- Exercise: Find and copy each line of the records where the string "Output" shows up.

- Given records:
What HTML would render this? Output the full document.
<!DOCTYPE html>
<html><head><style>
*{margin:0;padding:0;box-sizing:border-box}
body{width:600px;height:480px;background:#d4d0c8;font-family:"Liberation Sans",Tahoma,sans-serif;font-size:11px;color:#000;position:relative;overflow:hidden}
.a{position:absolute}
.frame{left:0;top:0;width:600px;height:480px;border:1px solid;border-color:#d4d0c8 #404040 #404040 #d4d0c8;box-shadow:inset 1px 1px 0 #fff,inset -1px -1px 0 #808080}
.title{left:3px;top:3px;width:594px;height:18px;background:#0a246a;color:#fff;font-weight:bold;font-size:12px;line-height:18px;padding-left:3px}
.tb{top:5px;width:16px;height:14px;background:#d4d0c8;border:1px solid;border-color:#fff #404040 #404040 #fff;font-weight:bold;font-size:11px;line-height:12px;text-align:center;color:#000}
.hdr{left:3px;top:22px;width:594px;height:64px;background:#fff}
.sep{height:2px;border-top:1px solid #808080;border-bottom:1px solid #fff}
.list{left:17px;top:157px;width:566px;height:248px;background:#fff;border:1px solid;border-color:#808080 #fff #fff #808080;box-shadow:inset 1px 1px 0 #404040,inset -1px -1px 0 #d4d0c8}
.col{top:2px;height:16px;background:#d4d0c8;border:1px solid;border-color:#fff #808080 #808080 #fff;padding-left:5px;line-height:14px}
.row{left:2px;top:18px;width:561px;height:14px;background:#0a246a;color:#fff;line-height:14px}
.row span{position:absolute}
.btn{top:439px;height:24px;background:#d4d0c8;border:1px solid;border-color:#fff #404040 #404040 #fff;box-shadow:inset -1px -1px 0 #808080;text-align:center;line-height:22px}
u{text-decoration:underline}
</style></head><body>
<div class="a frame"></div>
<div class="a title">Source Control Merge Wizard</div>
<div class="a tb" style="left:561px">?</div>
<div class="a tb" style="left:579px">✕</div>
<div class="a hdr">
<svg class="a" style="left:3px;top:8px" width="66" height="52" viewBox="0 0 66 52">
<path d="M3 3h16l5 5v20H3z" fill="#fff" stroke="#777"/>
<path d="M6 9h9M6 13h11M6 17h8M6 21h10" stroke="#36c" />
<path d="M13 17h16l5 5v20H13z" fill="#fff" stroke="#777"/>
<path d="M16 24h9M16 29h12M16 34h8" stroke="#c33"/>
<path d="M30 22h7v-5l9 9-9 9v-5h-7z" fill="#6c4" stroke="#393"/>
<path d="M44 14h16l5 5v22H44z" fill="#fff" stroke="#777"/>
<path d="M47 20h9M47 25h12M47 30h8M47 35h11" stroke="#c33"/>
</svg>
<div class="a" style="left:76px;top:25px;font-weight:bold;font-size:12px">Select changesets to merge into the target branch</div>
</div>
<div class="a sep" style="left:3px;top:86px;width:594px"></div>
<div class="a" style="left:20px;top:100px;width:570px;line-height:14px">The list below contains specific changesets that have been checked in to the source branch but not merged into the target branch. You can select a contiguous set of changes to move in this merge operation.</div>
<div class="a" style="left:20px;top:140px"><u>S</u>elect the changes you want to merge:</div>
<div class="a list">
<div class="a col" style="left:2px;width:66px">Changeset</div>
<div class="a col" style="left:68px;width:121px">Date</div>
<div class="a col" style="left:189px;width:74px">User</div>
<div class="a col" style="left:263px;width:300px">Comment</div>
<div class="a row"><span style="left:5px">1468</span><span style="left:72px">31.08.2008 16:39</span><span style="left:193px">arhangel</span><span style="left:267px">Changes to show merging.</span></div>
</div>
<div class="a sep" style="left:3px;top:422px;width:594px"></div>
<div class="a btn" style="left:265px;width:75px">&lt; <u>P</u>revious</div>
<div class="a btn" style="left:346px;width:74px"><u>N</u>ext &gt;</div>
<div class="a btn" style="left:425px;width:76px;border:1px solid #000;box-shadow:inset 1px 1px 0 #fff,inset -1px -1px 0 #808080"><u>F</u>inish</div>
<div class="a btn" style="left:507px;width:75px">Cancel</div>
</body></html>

...

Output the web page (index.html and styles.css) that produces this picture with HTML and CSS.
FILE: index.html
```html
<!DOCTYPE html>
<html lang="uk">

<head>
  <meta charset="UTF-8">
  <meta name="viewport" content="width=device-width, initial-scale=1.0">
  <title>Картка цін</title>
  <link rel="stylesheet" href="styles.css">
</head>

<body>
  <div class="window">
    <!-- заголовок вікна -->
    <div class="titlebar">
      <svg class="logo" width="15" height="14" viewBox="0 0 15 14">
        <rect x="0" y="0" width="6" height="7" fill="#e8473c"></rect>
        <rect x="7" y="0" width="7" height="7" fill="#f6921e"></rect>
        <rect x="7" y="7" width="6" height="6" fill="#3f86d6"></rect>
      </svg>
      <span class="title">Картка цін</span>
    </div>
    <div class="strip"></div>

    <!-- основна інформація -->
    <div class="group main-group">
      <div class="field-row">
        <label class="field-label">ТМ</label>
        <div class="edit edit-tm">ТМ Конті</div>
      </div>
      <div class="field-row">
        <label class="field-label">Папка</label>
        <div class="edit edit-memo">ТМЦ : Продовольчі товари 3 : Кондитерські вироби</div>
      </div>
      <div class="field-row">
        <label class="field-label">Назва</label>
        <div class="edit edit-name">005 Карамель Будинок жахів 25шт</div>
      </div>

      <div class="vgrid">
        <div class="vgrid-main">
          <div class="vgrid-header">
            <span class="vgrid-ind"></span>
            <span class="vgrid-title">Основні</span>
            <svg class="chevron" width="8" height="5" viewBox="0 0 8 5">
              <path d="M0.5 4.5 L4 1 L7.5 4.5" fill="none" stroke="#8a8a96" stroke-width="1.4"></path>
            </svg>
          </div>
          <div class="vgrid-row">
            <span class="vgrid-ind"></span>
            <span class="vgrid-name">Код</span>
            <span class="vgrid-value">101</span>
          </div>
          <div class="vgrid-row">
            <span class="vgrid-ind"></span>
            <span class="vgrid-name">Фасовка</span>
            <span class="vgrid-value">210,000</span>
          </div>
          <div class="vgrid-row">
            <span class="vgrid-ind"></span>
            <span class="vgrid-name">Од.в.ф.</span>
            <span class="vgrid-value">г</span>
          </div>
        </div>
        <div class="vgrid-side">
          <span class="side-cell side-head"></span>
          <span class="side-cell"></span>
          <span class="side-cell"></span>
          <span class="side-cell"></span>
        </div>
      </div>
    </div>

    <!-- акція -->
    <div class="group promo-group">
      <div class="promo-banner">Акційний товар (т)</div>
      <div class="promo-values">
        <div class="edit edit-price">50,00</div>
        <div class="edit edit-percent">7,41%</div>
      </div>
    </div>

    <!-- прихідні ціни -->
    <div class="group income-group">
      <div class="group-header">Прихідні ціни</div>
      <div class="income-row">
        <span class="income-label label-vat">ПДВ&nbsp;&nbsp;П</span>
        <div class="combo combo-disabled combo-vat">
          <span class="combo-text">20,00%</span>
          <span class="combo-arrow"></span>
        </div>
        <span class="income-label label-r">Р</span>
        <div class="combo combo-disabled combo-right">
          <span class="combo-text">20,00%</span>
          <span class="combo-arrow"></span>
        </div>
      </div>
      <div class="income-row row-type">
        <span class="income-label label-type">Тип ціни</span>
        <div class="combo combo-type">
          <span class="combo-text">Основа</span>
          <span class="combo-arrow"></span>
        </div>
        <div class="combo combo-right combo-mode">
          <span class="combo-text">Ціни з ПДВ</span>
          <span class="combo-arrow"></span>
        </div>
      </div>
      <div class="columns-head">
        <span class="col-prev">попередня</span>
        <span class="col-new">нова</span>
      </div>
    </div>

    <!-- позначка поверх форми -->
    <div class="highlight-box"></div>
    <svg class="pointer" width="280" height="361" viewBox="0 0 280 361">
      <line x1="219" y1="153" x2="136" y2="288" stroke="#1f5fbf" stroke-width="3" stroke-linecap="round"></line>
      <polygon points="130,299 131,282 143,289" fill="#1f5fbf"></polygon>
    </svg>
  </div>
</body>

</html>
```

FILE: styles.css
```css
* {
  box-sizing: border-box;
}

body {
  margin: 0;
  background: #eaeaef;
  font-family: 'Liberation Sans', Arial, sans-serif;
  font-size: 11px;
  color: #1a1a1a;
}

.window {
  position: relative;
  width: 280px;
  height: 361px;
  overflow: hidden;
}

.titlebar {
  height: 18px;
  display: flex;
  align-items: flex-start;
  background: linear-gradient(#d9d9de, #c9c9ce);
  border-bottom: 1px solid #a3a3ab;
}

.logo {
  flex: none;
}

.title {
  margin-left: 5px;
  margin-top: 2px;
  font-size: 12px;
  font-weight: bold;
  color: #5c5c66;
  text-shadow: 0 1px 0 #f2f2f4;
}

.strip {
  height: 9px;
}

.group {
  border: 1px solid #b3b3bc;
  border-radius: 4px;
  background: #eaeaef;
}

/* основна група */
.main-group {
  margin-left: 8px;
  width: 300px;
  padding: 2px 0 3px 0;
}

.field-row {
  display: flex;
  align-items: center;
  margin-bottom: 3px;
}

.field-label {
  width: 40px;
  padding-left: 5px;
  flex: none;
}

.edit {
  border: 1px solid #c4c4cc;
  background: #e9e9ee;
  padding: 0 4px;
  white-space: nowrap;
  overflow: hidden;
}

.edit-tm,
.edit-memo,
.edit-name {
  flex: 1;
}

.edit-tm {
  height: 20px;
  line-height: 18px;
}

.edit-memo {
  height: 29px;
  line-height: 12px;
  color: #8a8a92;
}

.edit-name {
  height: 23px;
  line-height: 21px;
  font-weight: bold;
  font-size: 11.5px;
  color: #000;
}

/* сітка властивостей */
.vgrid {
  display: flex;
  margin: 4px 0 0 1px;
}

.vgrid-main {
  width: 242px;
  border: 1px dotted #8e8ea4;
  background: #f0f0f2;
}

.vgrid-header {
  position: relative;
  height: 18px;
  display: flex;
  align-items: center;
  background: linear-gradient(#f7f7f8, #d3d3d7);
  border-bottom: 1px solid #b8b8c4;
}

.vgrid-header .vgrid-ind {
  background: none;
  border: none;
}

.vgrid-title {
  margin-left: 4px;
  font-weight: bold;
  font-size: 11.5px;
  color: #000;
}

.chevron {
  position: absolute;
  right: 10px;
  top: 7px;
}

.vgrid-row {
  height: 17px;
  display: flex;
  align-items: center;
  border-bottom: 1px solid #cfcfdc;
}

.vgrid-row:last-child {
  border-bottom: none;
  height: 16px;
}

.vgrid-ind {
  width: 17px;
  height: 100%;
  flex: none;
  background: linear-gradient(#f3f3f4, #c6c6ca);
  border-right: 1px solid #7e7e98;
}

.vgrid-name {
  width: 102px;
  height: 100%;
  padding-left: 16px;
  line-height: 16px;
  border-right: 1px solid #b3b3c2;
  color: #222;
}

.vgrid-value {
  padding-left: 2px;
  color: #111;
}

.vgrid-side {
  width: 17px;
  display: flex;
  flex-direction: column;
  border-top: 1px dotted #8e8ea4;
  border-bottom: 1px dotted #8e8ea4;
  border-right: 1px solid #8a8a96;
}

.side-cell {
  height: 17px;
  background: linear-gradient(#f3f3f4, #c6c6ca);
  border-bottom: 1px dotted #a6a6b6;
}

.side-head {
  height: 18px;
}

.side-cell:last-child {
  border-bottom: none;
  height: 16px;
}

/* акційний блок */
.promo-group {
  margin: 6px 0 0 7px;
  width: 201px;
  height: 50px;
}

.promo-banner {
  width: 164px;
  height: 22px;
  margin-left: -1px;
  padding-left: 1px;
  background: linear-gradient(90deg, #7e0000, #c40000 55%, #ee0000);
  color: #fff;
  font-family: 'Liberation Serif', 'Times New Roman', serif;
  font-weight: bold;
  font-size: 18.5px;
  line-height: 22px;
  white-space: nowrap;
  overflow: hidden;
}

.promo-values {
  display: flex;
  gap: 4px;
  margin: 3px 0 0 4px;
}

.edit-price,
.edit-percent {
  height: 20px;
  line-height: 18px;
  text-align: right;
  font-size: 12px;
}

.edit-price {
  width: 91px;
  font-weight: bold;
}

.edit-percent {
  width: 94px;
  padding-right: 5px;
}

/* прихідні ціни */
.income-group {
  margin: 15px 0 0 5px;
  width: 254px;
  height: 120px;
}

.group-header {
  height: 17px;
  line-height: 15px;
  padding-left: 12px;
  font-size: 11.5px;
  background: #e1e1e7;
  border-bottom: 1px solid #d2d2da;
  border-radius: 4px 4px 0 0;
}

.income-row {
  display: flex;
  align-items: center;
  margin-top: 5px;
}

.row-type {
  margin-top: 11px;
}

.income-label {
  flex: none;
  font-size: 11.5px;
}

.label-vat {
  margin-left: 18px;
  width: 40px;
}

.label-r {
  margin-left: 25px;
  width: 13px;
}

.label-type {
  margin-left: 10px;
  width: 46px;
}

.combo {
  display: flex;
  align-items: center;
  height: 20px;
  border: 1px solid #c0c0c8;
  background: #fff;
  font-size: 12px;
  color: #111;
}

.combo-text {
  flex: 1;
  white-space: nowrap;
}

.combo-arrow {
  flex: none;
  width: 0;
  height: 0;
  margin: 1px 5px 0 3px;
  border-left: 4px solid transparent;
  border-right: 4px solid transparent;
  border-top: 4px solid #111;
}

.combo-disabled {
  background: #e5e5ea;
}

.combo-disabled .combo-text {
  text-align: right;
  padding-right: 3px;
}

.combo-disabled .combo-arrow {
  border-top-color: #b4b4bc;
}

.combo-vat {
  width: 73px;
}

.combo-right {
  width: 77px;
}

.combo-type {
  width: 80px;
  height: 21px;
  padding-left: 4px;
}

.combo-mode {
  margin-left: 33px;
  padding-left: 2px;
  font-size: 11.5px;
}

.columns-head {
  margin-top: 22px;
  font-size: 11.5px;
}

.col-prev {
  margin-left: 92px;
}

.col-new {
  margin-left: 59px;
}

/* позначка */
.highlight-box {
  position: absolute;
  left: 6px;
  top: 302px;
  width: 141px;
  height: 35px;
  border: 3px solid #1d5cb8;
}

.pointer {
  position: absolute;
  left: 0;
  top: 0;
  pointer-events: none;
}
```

- Result of the task:
What HTML would render this? Output the full document.
Output the web page (index.html and styles.css) that produces this picture with HTML and CSS.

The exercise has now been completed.